9.2 Core Ingredients

Outcome Model
- Predicts the expected outcome given covariates and treatment:
  
  \[ \hat{m}(X,D) = \hat{E}[Y \mid X, D] \]
- Example: linear regression, random forest, or other machine learning regressors.
Treatment Model (Propensity Score Model)
- Models the probability of treatment given covariates:
  
  \[ \hat{p}(X) = P(D = 1 \mid X) \]
- Example: logistic regression, boosted trees.
DR Estimator
- Combines the two:
  
  \[ \hat{\theta}_{DR} = \frac{1}{n} \sum_{i=1}^n \Big[ \hat{m}(X_i, D_i) \;+\; \frac{D_i \cdot (Y_i - \hat{m}(X_i,1))}{\hat{p}(X_i)} \;-\; \frac{(1-D_i)\cdot (Y_i - \hat{m}(X_i,0))}{1-\hat{p}(X_i)} \Big] \]
- Intuition: outcome model “predicts” \(Y\); propensity weighting corrects residual differences.

9.3 More on Outcome Models for Treated and Control

In the outcome regression step, the goal is to estimate what the outcome would be for each unit under both treatment states (\(D=1\) and \(D=0\)).

This means we need:

\(\hat{m}_1(X) = \hat{E}[Y \mid D=1, X]\) (predicted outcome if treated)
\(\hat{m}_0(X) = \hat{E}[Y \mid D=0, X]\) (predicted outcome if untreated)

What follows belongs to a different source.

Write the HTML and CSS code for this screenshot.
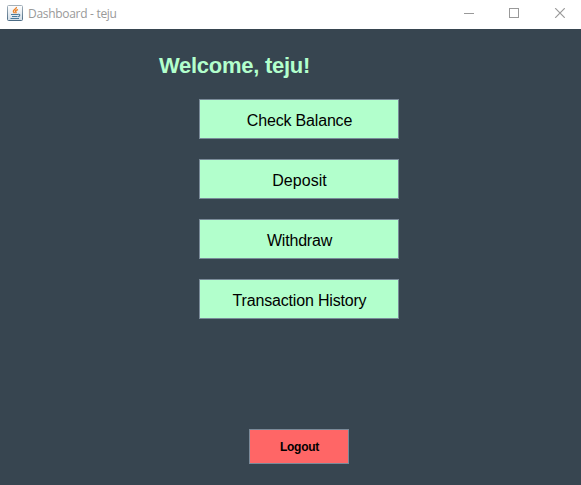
FILE: index.html
```html
<!DOCTYPE html>
<html lang="en">
<head>
<meta charset="utf-8">
<title>Dashboard - teju</title>
<link rel="stylesheet" href="styles.css">
</head>
<body>
<header class="titlebar">
  <svg class="app-icon" width="16" height="16" viewBox="0 0 16 16">
    <defs>
      <linearGradient id="tile" x1="0" y1="0" x2="0" y2="1"><stop offset="0" stop-color="#ffffff"/><stop offset="1" stop-color="#d3dee7"/></linearGradient>
      <linearGradient id="edge" x1="0" y1="0" x2="0" y2="1"><stop offset="0" stop-color="#a3b0ba"/><stop offset="1" stop-color="#4c6c85"/></linearGradient>
    </defs>
    <rect x=".5" y=".5" width="15" height="15" rx="1" fill="url(#tile)" stroke="url(#edge)"/>
    <path d="M9.4 2c.5 2-3.6 2.600-3 4.600.2.700.8 1 1.100 1.600M11 4.600C8.900 5.200 8 5.900 8.800 6.700c.5.600.2 1.100-.3 1.500" fill="none" stroke="#ec8126" stroke-width="1.400"/>
    <path d="M4 9.500h7M5 11.500h5.500M11 9.300c2.500-.5 2.300 1.900.1 2.400M3.500 13.500h8.500" fill="none" stroke="#4a7a9b" stroke-width="1.100"/>
  </svg>
  <span class="window-title">Dashboard - teju</span>
  <svg class="window-controls" width="101" height="10" viewBox="0 0 101 10" fill="none" stroke="#999999">
    <path d="M0 5.500H10"/>
    <rect x="45.500" y=".5" width="9" height="9"/>
    <path d="M91.200.2l9.600 9.600M100.800.2l-9.600 9.600" stroke-width="1.200"/>
  </svg>
</header>
<main class="dashboard">
  <h1 class="welcome">Welcome, teju!</h1>
  <nav class="actions">
    <button class="action">Check Balance</button>
    <button class="action deposit">Deposit</button>
    <button class="action">Withdraw</button>
    <button class="action">Transaction History</button>
  </nav>
  <button class="logout">Logout</button>
</main>
</body>
</html>
```
FILE: styles.css
```css
* { box-sizing: border-box; }
body {
  margin: 0;
  width: 581px;
  height: 485px;
  overflow: hidden;
  background: #374550;
  font-family: "Liberation Sans", Arial, sans-serif;
}
.titlebar {
  display: flex;
  align-items: center;
  height: 29px;
  padding: 0 16px 3px 7px;
  background: #ffffff;
}
.app-icon { display: block; }
.window-title {
  margin-left: 5px;
  padding-top: 2px;
  font: 12px/16px "Open Sans", "Noto Sans", sans-serif;
  letter-spacing: -0.3px;
  color: #999999;
}
.window-controls { display: block; margin-left: auto; }
.dashboard { padding: 20px 0 0 159px; }
.welcome {
  margin: 0;
  height: 30px;
  font-size: 22px;
  line-height: 33px;
  font-weight: bold;
  letter-spacing: -0.28px;
  color: #b2ffcc;
  white-space: nowrap;
}
.actions {
  display: flex;
  flex-direction: column;
  gap: 20px;
  width: 200px;
  margin: 20px 0 0 40px;
}
.action, .logout {
  display: block;
  border: 1px solid #7a8a99;
  border-radius: 0;
  color: #000000;
  font-family: inherit;
}
.action {
  height: 40px;
  padding: 3px 0 0 1px;
  background: #b2ffcc;
  font-size: 16px;
  line-height: 18px;
  letter-spacing: -0.18px;
}
.deposit { letter-spacing: 0.05px; }
.logout {
  width: 100px;
  height: 35px;
  margin: 110px 0 0 90px;
  padding: 1px 0 0 1px;
  background: #ff6666;
  font-size: 12px;
  font-weight: bold;
  letter-spacing: -0.25px;
}
```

There are two ways to get these:

Single pooled regression (with treatment indicator):
- Fit one model:
  
  \[ Y \sim D + X + D \times X \]
- This allows different intercepts/slopes by treatment status.
Separate regressions by group (common in practice):
- Fit one regression for treated (\(D=1\)) and one for controls (\(D=0\)).
- Then use each model to predict \(\hat{m}_1(X)\) and \(\hat{m}_0(X)\) for all units.

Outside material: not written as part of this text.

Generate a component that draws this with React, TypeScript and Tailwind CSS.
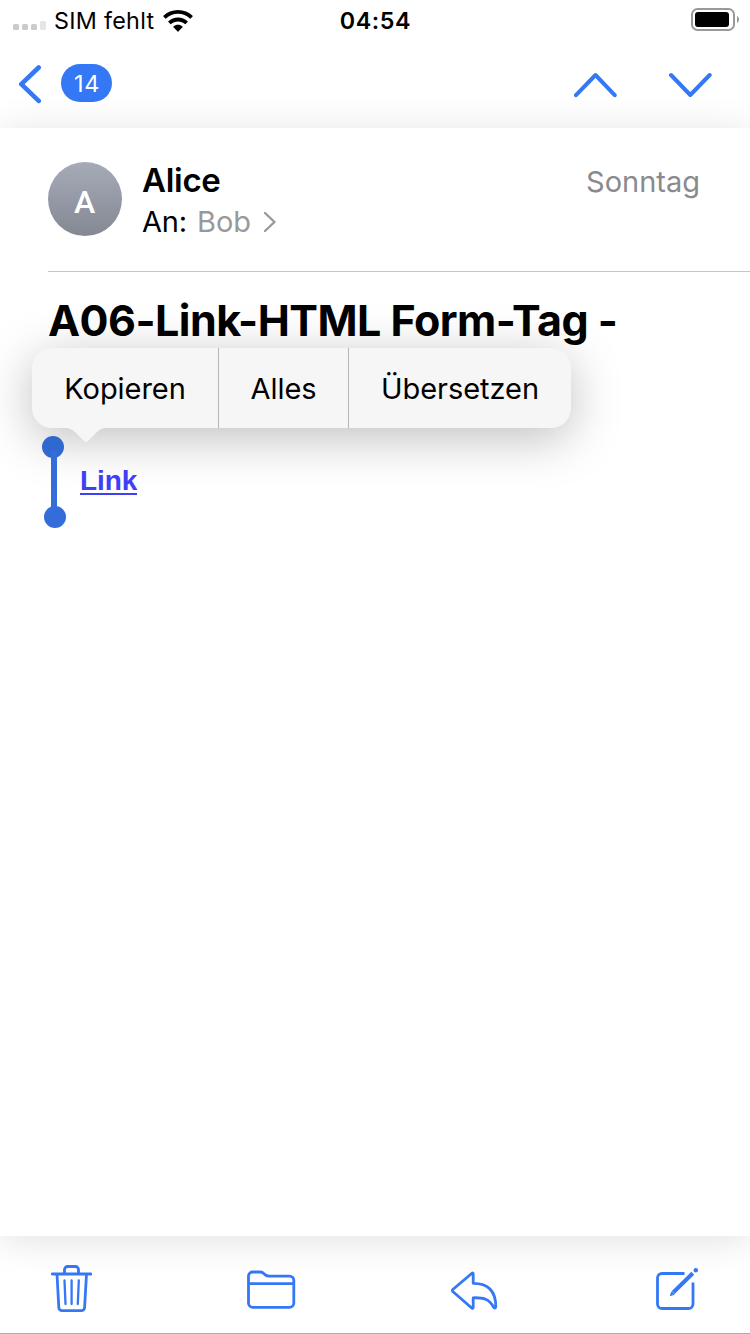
import type { ReactNode } from "react";

function StatusBar() {
  return (
    <div className="grid h-10 grid-cols-3 items-center pl-3 pr-[10px] text-[23.3px] leading-none">
      <div className="flex items-center">
        <svg width="34" height="12" viewBox="0 0 34 12" className="mt-[11px]">
          <rect x="1" y="5" width="6" height="6" rx="1.6" fill="#cbcbcb" />
          <rect x="10" y="5" width="6" height="6" rx="1.6" fill="#cbcbcb" />
          <rect x="19" y="5" width="6" height="6" rx="1.6" fill="#cbcbcb" />
          <rect x="28" y="2" width="6" height="9" rx="1.6" fill="#e5e5e5" />
        </svg>
        <span className="ml-2 mt-[2px] whitespace-nowrap tracking-[0.3px]">SIM fehlt</span>
        <svg width="30" height="22" viewBox="0 0 30 21.200" preserveAspectRatio="none" className="ml-[9px] mt-[2px] shrink-0">
          <path d="M15 0C9.3 0 4.100 2.100.4 5.600a.5.500 0 0 0 0 .7l2 2a.5.500 0 0 0 .7 0C6.200 5.400 10.400 3.700 15 3.700s8.800 1.700 11.900 4.600a.5.500 0 0 0 .7 0l2-2a.5.500 0 0 0 0-.7C25.900 2.100 20.700 0 15 0z" />
          <path d="M15 7.200c-3.700 0-7.100 1.400-9.600 3.700a.5.500 0 0 0 0 .7l2 2a.5.500 0 0 0 .7 0C9.900 12 12.300 11 15 11s5.100 1 6.900 2.600a.5.500 0 0 0 .7 0l2-2a.5.500 0 0 0 0-.7C22.100 8.600 18.700 7.200 15 7.200z" />
          <path d="M15 14.300c-1.700 0-3.300.6-4.500 1.600a.5.500 0 0 0 0 .8l4.100 4.100a.5.500 0 0 0 .8 0l4.100-4.100a.5.500 0 0 0 0-.8c-1.200-1-2.800-1.600-4.500-1.600z" />
        </svg>
      </div>
      <div className="mt-[2px] pr-px text-center font-semibold tracking-[0.6px]">04:54</div>
      <div className="flex justify-end">
        <svg width="50" height="24" viewBox="0 0 50 24" fill="none">
          <rect x="2" y="1" width="42" height="21" rx="5.500" stroke="#999" strokeWidth="2" />
          <rect x="5" y="4" width="34" height="15" rx="3" fill="#000" />
          <path d="M47 8v7c1.300-.6 2-2 2-3.500S48.300 8.600 47 8z" fill="#999" />
        </svg>
      </div>
    </div>
  );
}

function NavBar() {
  return (
    <div className="flex h-[88px] items-start text-[#3478f6]">
      <svg width="24" height="40" viewBox="0 0 24 40" className="ml-[18px] mt-6" fill="none" stroke="currentColor" strokeWidth="4.600" strokeLinecap="round" strokeLinejoin="round">
        <path d="M20.700 3.500 3.300 20.200 20.700 36.900" />
      </svg>
      <div className="ml-[19px] mt-6 flex h-[38px] w-[51px] items-center justify-center rounded-full bg-[#3478f6] pl-px pt-px text-[23.500px] tracking-[0.6px] text-white">14</div>
      <svg width="44" height="26" viewBox="0 0 44 26" className="ml-auto mt-8" fill="none" stroke="currentColor" strokeWidth="4" strokeLinecap="round" strokeLinejoin="round">
        <path d="M3 23.200 22.500 3 41.700 23.200" />
      </svg>
      <svg width="44" height="26" viewBox="0 0 44 26" className="ml-[51px] mr-[38px] mt-8" fill="none" stroke="currentColor" strokeWidth="4" strokeLinecap="round" strokeLinejoin="round">
        <path d="M3 3 22.300 23 41.700 3" />
      </svg>
    </div>
  );
}

function MessageHeader() {
  return (
    <header className="ml-12 flex h-36 shrink-0 items-start border-b border-[#c6c6c8] pr-[50px] pt-[34px]">
      <div className="flex size-[74px] items-center justify-center rounded-full bg-linear-to-b from-[#a6abb9] to-[#848892] pr-px pt-[5px] font-['Roboto','Inter',sans-serif] text-[32px] font-medium leading-none text-white">
        A
      </div>
      <div className="ml-5">
        <div className="-mt-px text-[33px] font-semibold leading-[38px] tracking-[-0.3px]">Alice</div>
        <div className="mt-1 flex items-center text-[29px] leading-[38px]">
          <span className="tracking-[-0.2px]">An:</span>
          <span className="ml-[10px] text-[#999]">Bob</span>
          <svg width="14" height="22" viewBox="0 0 14 22" className="ml-3" fill="none" stroke="#999" strokeWidth="2.400" strokeLinecap="round" strokeLinejoin="round">
            <path d="M2 2 11.500 11 2 20" />
          </svg>
        </div>
      </div>
      <div className="ml-auto text-[29px] leading-[40px] text-[#8a8a8e]">Sonntag</div>
    </header>
  );
}

function EditMenu() {
  return (
    <div className="absolute left-8 top-[220px] flex h-20 w-[539px] rounded-[20px] bg-[#f6f6f6] text-[29px] tracking-[-0.05px] shadow-[0_10px_50px_rgba(0,0,0,0.26)]">
      <div className="flex w-[187px] items-center justify-center border-r border-[#b5b5b5] pt-[2px]">Kopieren</div>
      <div className="flex w-[130px] items-center justify-center border-r border-[#b5b5b5] pt-[2px]">Alles</div>
      <div className="flex flex-1 items-center justify-center pt-[2px]">Übersetzen</div>
      <svg width="44" height="16" viewBox="0 0 44 16" className="absolute left-8 top-[79px]" fill="#f6f6f6">
        <path d="M0 0V1C6 1 9 3 12 6l8 8c1.500 1.400 2.500 1.400 4 0l8-8c3-3 6-5 12-5V0z" />
      </svg>
    </div>
  );
}

function Icon({ w, h, children }: { w: number; h: number; children: ReactNode }) {
  return (
    <svg width={w} height={h} viewBox={`0 0 ${w} ${h}`} fill="none" stroke="currentColor" strokeWidth="2.800" strokeLinecap="round" strokeLinejoin="round">
      {children}
    </svg>
  );
}

function Toolbar() {
  return (
    <footer className="flex h-[98px] shrink-0 items-start justify-between border-b border-[#ababab] pl-[50px] pr-[50px] pt-7 text-[#3478f6]">
      <Icon w={42} h={50}>
        <path d="M2.300 10H41M14.500 10V5.500a3 3 0 0 1 3-3h8a3 3 0 0 1 3 3V10M7 10l1.800 33.500a3.500 3.500 0 0 0 3.500 3.200h18.800a3.500 3.500 0 0 0 3.500-3.200L36.500 10" />
        <path d="M14.500 16.500 15.500 40M21.600 16.500V40M28.800 16.500 27.800 40" strokeWidth="2.300" />
      </Icon>
      <Icon w={52} h={50}>
        <path d="M3.500 39v-27a4 4 0 0 1 4-4h7.300c2 0 3 .4 4.200 1.700l1.300 1.200c1.200 1.100 2 1.200 3.700 1.200H44.500a4.300 4.300 0 0 1 4.300 4.300v22.600a4.300 4.300 0 0 1-4.300 4.300H7.800a4.300 4.300 0 0 1-4.300-4.300zM3.500 19.700H48.800" />
      </Icon>
      <div className="mr-[3px]">
        <Icon w={48} h={50}>
          <path d="M22 9.200 2.800 25.500a1.400 1.400 0 0 0 0 2L22 44.300a.8.800 0 0 0 1.200-.7V33.800c10-.3 16 1 20.300 9.200.8 1.500 2.300 1.400 2.300-.4C45.800 27 38 19.300 23.200 19.300V10c0-.8-.6-1.300-1.200-.8z" />
        </Icon>
      </div>
      <Icon w={46} h={50}>
        <path d="M30.500 9.500H8a4.500 4.500 0 0 0-4.500 4.500v26a4.500 4.500 0 0 0 4.500 4.500h26.500a4.500 4.500 0 0 0 4.500-4.500V18.500" strokeLinecap="butt" />
        <path d="M19.200 28.500 38.800 9.200" strokeWidth="4" strokeLinecap="butt" />
        <path d="m16.500 31.300 1.200-3.400 2.200 2.200z" fill="currentColor" strokeWidth="1" />
        <circle cx="41.800" cy="6.200" r="2.200" fill="currentColor" stroke="none" />
      </Icon>
    </footer>
  );
}

export default function App() {
  return (
    <div className="flex h-[1334px] w-[750px] flex-col overflow-hidden bg-white font-['Inter','Liberation_Sans',sans-serif] text-black">
      <StatusBar />
      <NavBar />
      <main className="relative flex flex-1 flex-col bg-white shadow-[0_4px_36px_rgba(0,0,0,0.12)]">
        <MessageHeader />
        <h1 className="ml-12 mt-[21px] whitespace-nowrap text-[43px] font-bold leading-[54px] tracking-[-0.53px]">A06-Link-HTML Form-Tag -</h1>
        <EditMenu />
        <div className="ml-[42px] mt-[89px] flex items-start">
          <svg width="26" height="92" viewBox="0 0 26 92" fill="#326dda" className="relative">
            <circle cx="11" cy="11" r="11" fill="#2f69cf" />
            <path d="M9 15h6v62H9z" />
            <circle cx="13" cy="81" r="11" />
          </svg>
          <a className="relative ml-3 mt-[33px] border-b-2 border-[#3f3ff5] font-['Liberation_Sans',Arial,sans-serif] text-[28px] font-bold leading-[24px] tracking-[-0.1px] text-[#3f3ff5]">Link</a>
        </div>
      </main>
      <Toolbar />
    </div>
  );
}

Both approaches are trying to achieve the same thing: predict counterfactual outcomes for each unit under both treatment states.

9.3.1 Why Some Articles Emphasize Separate Models

It makes the intuition cleaner: you estimate the outcome model within each group, then apply it across the sample.
It avoids strong functional form assumptions (a single pooled regression assumes the same structure across treated and controls, unless you include interactions).
In machine learning implementations (e.g., random forests, boosting), it’s natural to just train two models — one per treatment status.

9.3.2 Key Point

👉 The distinction isn’t about the logic of DR, but about the implementation.

Econometrics textbooks (like Wooldridge) often write it in pooled form for simplicity.
Applied ML papers or software implementations often do separate regressions for treated vs. controls because it’s flexible.

9.3.3 Takeaway for Your Notebook

You can phrase it like this:

In practice, the outcome regression can be specified in two ways:

one pooled model with treatment indicators and interactions, or

separate models for treated and controls.

Both approaches aim to estimate the conditional expectation of outcomes under treatment and control, which are then combined with the propensity score model in the doubly robust estimator.

9.4 Advantages

Robustness: Consistency as long as one model is correctly specified.
Efficiency: Lower variance than using outcome regression or IPW alone.
Flexibility: Can use linear models or modern ML for either part.

9.5 Assumptions

Overlap: For all covariate values, both treated and untreated units exist.
No unmeasured confounding: All relevant confounders are observed.
Consistency/SUTVA: Treatment assignment is well-defined, no interference.

9.6 Example Applications

Healthcare: Effect of new drug adoption on patient recovery, adjusting for patient characteristics.
Labor Economics: Effect of training programs on wages when participants self-select.
Education: Effect of tutoring on test scores, controlling for student demographics and school resources.

9.7 Summary

Doubly robust estimators are widely considered a best practice in causal inference:

They provide a safeguard against misspecification.
They unify regression and weighting methods.
They extend naturally into advanced designs (e.g., DR DiD, Double Machine Learning).

They don’t remove the need for strong design and good covariates, but they improve the credibility and stability of causal effect estimates.

9.8 Extension: DR in Difference-in-Differences (DRDID)

Extends DR logic to DiD setups.
Estimates the ATT when parallel trends may hold only after conditioning on covariates.
Uses both:
- Outcome regression in pre/post periods, and
- Propensity scores for treatment assignment.
Still consistent if either the outcome regression or the propensity score model is correct.